Records:

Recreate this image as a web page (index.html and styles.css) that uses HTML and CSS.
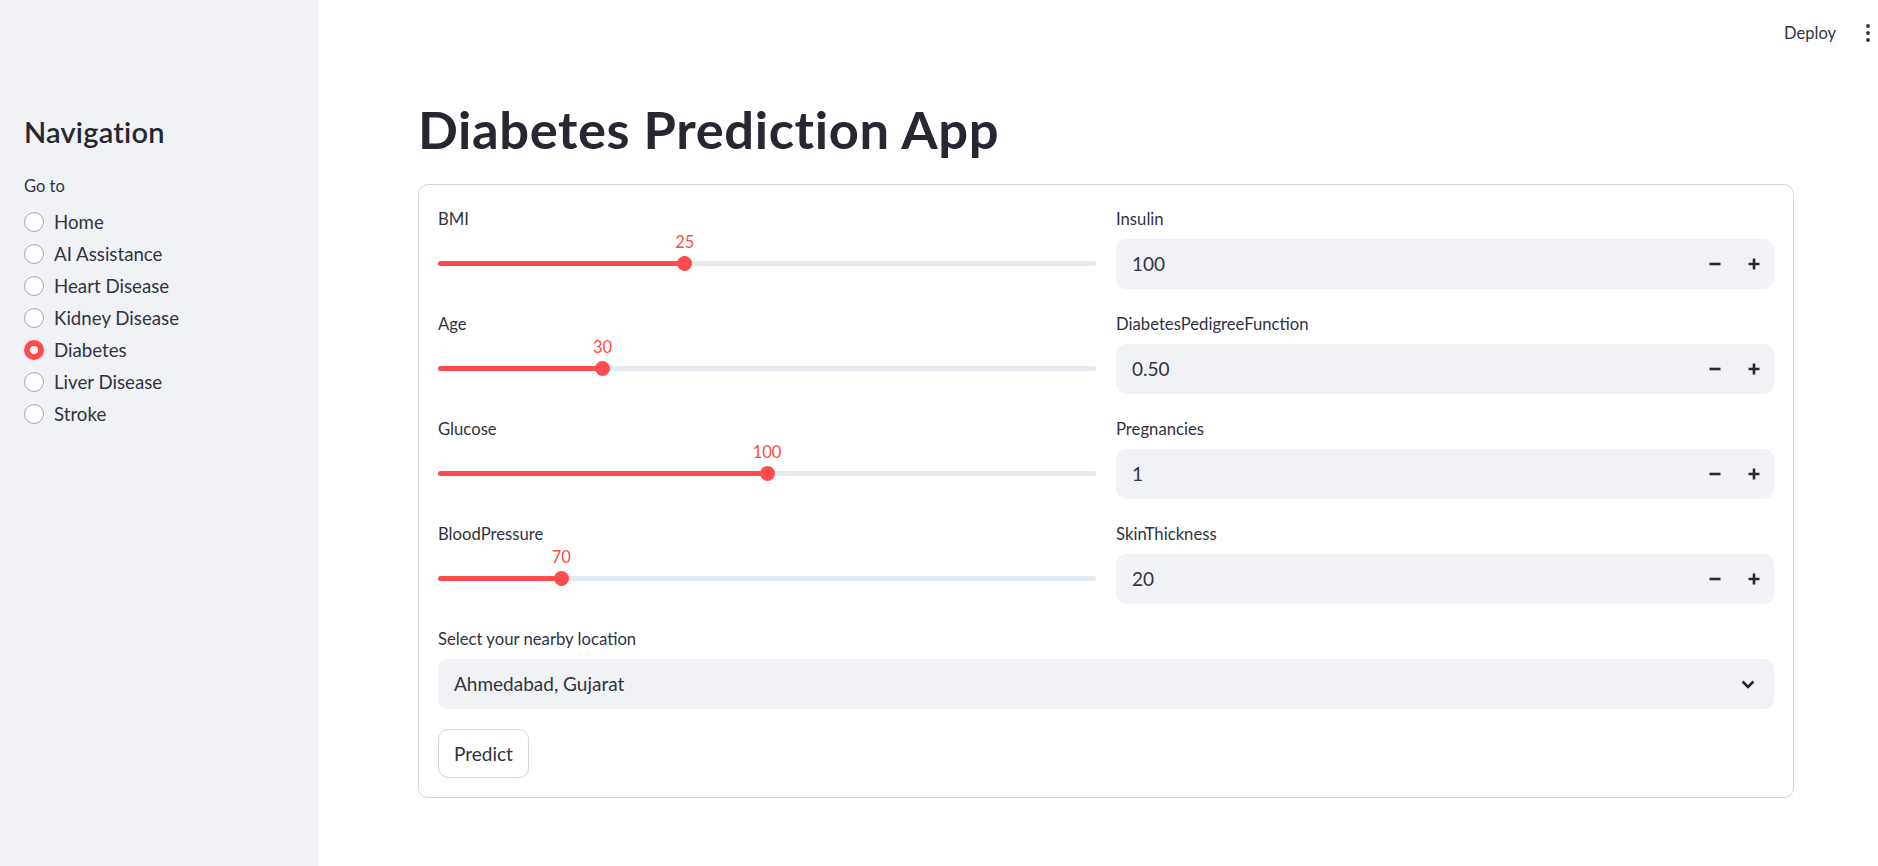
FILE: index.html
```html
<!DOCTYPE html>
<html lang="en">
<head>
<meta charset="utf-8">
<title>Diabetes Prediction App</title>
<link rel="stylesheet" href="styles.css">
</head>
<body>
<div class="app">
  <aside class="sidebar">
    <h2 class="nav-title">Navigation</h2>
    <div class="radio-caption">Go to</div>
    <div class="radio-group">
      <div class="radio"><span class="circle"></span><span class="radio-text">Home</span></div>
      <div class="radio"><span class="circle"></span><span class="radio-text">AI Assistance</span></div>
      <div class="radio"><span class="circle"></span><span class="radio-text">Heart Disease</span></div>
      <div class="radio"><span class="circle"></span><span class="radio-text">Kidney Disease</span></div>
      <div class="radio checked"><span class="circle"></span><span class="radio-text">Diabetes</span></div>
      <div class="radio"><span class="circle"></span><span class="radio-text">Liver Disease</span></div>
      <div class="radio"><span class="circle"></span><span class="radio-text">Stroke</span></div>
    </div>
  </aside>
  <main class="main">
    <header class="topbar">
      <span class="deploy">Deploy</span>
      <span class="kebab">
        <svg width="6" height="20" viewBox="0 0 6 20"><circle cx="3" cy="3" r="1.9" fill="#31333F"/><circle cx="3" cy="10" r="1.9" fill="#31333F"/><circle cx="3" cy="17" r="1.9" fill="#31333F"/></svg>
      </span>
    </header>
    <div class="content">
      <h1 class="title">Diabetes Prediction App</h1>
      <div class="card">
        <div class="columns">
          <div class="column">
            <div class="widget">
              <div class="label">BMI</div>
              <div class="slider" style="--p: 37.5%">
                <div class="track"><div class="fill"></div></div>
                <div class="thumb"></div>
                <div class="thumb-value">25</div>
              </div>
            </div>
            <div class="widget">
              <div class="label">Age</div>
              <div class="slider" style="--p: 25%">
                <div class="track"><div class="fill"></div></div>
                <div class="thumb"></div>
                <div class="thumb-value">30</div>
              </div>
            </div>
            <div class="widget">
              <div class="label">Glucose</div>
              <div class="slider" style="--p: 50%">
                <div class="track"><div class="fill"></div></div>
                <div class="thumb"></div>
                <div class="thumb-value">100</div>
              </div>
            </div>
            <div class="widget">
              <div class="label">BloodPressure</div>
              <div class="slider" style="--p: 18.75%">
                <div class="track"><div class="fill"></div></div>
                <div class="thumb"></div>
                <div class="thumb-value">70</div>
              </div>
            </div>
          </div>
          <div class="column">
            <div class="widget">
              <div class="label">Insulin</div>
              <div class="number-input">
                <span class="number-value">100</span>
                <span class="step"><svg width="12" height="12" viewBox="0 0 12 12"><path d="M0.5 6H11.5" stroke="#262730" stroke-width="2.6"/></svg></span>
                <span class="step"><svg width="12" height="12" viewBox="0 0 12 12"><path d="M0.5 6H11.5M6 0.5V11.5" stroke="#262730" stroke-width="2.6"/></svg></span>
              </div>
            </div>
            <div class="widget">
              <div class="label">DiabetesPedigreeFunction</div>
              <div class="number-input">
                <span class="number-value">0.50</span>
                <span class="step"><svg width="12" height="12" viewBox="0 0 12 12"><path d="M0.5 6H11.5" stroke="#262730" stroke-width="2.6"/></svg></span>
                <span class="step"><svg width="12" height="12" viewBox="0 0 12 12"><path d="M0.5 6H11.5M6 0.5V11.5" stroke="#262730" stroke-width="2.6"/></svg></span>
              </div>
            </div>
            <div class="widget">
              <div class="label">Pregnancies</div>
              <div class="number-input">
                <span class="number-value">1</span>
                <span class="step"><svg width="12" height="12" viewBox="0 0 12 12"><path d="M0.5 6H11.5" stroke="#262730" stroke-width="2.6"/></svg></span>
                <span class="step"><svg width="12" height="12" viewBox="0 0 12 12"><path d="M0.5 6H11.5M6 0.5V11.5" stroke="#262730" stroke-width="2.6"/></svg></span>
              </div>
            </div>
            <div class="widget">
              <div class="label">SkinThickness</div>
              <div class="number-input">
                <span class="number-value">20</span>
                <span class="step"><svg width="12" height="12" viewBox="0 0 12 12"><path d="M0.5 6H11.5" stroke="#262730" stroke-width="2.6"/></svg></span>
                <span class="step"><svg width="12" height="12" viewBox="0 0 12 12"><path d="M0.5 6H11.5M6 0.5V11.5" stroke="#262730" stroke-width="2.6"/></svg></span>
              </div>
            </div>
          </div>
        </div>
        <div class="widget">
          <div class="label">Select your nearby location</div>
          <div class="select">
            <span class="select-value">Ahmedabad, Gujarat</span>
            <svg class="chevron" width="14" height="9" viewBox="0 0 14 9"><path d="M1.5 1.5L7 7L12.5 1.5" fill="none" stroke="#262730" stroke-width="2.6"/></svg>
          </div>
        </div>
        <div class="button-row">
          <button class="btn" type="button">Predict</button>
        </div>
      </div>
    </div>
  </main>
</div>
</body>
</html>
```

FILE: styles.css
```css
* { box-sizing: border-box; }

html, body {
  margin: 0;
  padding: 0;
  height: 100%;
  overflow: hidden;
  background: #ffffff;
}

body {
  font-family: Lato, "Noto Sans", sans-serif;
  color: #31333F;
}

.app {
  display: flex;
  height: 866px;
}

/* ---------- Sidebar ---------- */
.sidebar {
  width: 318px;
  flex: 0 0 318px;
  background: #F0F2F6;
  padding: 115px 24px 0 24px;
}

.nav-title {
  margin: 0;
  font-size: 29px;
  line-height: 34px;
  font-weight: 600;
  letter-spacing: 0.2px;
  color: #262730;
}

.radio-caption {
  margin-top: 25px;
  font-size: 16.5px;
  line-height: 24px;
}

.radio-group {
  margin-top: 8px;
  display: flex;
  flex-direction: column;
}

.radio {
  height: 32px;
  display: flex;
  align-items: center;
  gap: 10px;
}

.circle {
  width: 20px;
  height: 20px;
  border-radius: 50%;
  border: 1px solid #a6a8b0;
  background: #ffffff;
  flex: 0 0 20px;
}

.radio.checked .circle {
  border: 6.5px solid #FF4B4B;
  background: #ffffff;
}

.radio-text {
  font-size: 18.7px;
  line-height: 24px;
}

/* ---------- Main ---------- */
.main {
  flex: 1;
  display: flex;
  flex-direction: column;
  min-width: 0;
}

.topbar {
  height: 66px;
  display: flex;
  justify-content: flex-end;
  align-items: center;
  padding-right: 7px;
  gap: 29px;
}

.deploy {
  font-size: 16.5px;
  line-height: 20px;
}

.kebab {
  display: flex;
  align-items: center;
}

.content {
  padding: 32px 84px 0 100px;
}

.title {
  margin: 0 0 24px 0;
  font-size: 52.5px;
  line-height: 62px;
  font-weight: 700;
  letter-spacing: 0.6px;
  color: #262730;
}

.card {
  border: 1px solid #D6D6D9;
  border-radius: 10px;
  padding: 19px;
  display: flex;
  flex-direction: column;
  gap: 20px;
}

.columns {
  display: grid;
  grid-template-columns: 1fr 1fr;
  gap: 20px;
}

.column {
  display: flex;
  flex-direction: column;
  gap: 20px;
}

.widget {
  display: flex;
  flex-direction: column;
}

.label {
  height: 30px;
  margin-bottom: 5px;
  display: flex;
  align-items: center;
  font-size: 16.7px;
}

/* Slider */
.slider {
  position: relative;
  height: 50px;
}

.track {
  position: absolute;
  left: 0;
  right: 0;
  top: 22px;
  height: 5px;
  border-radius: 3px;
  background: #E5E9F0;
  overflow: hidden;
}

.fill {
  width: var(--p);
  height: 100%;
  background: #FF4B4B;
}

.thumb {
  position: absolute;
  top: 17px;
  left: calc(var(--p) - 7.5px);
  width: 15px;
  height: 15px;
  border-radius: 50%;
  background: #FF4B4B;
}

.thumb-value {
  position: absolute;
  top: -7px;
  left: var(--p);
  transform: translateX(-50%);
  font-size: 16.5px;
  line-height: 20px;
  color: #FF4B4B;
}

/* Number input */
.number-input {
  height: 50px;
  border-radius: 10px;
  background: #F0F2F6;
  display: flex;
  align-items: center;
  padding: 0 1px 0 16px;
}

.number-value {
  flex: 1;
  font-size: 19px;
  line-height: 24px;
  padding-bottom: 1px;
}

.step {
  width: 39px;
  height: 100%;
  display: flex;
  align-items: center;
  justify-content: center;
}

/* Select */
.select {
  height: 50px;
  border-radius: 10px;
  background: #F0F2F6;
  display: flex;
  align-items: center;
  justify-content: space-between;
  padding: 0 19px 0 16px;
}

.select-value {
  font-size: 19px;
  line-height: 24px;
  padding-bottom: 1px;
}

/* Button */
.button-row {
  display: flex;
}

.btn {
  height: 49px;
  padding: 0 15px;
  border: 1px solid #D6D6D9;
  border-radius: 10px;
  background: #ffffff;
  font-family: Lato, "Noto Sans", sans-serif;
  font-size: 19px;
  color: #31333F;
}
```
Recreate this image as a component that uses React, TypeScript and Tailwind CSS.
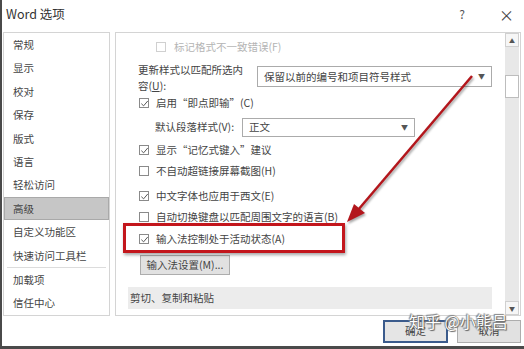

Problem details: Return every line containing "this".

Problem solution:
Recreate this image as a web page (index.html and styles.css) that uses HTML and CSS.
Recreate this image as a component that uses React, TypeScript and Tailwind CSS.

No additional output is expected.